### Directions for this task
Of the lines in the listing, how many include the string "screenshot"? Write the number and nothing else.

### Material shown
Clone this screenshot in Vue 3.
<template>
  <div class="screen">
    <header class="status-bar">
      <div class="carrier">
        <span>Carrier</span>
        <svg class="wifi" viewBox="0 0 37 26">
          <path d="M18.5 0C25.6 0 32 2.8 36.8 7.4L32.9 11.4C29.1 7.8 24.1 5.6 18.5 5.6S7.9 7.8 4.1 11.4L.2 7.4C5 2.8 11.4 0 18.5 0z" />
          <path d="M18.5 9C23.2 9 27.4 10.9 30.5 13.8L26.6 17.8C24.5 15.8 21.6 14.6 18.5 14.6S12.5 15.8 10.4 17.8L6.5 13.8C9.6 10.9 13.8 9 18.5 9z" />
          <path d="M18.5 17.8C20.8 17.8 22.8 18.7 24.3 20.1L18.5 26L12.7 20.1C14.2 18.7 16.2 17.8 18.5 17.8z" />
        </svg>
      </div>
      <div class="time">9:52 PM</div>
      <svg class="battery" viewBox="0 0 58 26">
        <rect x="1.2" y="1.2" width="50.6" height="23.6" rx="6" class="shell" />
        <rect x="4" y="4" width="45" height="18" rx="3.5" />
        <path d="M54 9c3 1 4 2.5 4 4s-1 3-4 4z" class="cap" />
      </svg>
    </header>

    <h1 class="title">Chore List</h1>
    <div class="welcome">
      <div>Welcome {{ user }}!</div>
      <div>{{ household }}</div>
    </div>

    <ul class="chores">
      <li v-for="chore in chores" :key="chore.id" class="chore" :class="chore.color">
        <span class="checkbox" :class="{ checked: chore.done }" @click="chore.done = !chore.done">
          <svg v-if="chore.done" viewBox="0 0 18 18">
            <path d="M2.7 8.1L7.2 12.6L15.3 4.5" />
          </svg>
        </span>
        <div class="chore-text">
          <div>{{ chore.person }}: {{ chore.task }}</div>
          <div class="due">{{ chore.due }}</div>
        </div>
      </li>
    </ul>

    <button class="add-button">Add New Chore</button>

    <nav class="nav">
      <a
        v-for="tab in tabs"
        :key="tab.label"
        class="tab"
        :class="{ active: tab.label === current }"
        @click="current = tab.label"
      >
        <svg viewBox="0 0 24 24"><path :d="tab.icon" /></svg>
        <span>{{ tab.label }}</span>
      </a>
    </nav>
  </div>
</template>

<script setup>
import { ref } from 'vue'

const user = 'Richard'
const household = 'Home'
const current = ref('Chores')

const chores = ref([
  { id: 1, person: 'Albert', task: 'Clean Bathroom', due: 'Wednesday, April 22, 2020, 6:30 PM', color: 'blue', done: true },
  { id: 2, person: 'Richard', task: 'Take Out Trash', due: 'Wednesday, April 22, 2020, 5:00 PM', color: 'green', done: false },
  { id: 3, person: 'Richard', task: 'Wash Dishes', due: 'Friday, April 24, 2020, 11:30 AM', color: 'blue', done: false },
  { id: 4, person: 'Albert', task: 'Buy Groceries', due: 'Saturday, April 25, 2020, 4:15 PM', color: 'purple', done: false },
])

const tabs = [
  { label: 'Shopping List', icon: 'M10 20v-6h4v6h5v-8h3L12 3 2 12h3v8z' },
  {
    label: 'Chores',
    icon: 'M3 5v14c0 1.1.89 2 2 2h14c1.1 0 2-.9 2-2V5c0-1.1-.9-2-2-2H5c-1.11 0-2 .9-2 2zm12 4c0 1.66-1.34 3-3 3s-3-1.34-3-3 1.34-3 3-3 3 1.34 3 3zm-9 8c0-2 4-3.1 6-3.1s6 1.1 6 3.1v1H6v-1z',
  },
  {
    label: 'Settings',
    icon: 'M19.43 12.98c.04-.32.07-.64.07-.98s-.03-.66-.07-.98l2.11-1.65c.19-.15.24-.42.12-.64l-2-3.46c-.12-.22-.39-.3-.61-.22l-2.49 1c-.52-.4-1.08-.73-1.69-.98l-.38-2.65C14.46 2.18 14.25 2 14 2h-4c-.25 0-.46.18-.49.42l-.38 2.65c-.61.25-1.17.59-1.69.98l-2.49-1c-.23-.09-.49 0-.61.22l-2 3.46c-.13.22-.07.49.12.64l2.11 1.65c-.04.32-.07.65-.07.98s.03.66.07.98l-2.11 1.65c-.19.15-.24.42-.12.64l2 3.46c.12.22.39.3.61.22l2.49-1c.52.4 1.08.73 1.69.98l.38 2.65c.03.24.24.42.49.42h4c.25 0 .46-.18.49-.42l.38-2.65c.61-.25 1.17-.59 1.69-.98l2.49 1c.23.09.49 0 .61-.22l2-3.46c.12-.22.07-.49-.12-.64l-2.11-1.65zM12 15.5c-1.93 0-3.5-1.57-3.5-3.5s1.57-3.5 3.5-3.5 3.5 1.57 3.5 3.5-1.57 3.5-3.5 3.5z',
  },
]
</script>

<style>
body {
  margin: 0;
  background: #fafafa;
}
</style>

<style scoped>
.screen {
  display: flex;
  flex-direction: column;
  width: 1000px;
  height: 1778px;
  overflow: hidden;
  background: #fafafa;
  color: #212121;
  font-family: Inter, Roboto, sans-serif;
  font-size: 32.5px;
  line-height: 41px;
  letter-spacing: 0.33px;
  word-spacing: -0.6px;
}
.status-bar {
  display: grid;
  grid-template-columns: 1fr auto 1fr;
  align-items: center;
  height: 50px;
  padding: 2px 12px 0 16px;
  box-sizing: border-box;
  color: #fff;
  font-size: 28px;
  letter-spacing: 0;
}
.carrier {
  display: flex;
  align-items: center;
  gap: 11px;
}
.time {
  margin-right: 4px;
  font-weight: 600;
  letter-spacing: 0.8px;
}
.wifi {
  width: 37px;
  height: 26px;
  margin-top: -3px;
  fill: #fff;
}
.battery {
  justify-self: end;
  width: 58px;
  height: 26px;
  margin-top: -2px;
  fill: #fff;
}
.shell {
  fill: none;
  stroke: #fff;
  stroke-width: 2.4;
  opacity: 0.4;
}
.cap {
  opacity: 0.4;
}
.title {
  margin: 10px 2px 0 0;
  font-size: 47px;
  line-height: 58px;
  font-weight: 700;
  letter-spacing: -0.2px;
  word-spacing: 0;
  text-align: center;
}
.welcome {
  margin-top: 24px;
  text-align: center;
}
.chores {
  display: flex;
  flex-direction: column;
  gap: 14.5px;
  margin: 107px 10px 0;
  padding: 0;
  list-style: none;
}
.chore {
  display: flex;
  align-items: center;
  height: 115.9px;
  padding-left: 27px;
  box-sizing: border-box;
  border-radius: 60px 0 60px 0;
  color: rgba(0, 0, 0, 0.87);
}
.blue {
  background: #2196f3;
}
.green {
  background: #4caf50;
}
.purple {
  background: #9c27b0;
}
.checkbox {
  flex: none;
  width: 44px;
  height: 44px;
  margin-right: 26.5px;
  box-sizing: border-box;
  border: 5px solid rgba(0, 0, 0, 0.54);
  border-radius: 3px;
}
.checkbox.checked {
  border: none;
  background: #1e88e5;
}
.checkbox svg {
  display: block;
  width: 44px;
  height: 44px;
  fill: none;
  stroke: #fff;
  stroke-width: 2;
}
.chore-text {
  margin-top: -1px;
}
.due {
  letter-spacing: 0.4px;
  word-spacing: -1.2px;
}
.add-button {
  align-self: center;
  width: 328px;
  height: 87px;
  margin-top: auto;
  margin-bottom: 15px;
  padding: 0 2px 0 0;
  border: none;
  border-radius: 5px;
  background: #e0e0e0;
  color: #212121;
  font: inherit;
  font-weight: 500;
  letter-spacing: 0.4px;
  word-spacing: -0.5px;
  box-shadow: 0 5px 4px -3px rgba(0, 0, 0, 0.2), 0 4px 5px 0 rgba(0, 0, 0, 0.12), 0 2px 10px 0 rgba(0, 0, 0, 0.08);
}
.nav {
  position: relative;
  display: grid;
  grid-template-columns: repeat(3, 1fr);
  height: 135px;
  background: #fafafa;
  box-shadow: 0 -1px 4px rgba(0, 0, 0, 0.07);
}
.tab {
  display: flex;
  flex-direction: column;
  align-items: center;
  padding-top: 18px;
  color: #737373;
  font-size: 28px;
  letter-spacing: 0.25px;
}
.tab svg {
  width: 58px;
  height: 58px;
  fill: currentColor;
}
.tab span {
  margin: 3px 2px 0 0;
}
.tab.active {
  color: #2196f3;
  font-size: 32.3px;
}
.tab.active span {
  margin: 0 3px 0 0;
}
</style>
* * *
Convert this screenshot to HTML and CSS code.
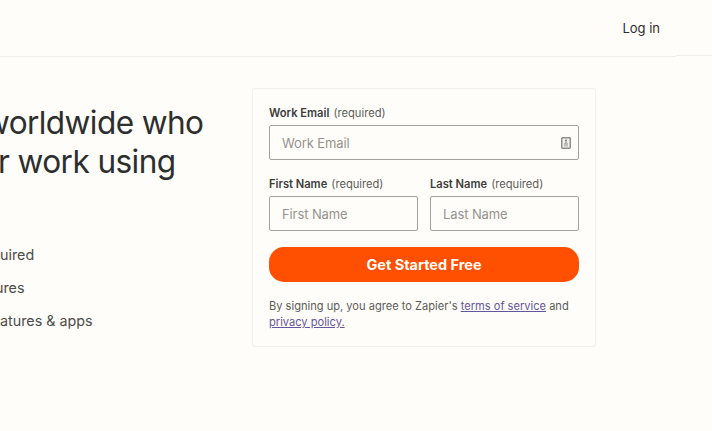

### Written solution
2